Developments in 1998 include an invitation to join the World Trade Organization (the first Baltic country invited), GDP growth of 3.6% (down from 6% in 1997), and reduced inflation at 4.7% (from 8.4% in 1997). The drop in GDP growth is largely attributable to the impact of Russia's financial crisis and reduced investment in emerging markets following the Asian financial troubles. Unofficial sanctions that Russia imposed in the spring initially hit Latvia's exporters. Russia is among Latvia's top three trade partners. but also prompted them to seek alternative markets. Latvia continued its strict fiscal and monetary policy, including its second balanced budget and had a 1.8% budget surplus. Its draft 1999 budget is based on conservative projections of 2% to 4% GDP growth and 4.5% inflation.
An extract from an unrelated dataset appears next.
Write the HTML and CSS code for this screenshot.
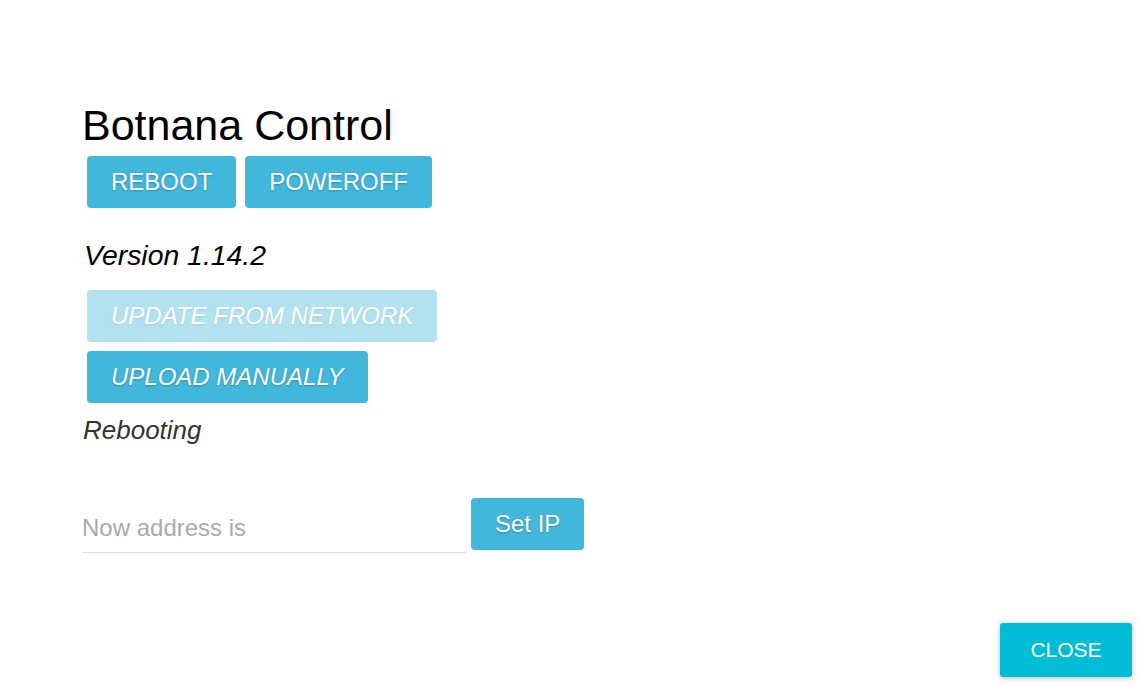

Unemployment climbed to 9.2% in 1998, a considerable increase over the 6.7% rate in 1997. Latvia continued to have a high current account deficit, estimated at about 9%. Privatization of large state utilities. especially the energy sector. was postponed and is unlikely to resume before late 1999. EU accession remains Latvia's top priority, and Latvia expects to be invited to start EU accession talks by the end of 1999. Continued troubles in the Russian and East Asian economies probably will hold growth to around 2.5% in 1999. SOURCE: CIA FACTBOOK

Comment:

A Standard and Poor's credit rating measuring economic stability and capacity to absorb external adverse shocks (June 99) placed Latvia fourth among all Central and Eastern European countries. With few natural resources - Latvia looks to import all of its natural gas and oil needs and half of its electricity needs. 96% of all state enterprises have been privatised and the country has enjoyed one of the lowest inflation rates in the region over the past five years. To improve the business climate, the Government has recently reduced property tax and plans to simplify customs and licensing procedures and promote land market development. Among Latvia's main importing goods are: machinery and mechanical appliances, products of chemical and allied industries, and transport vehicles.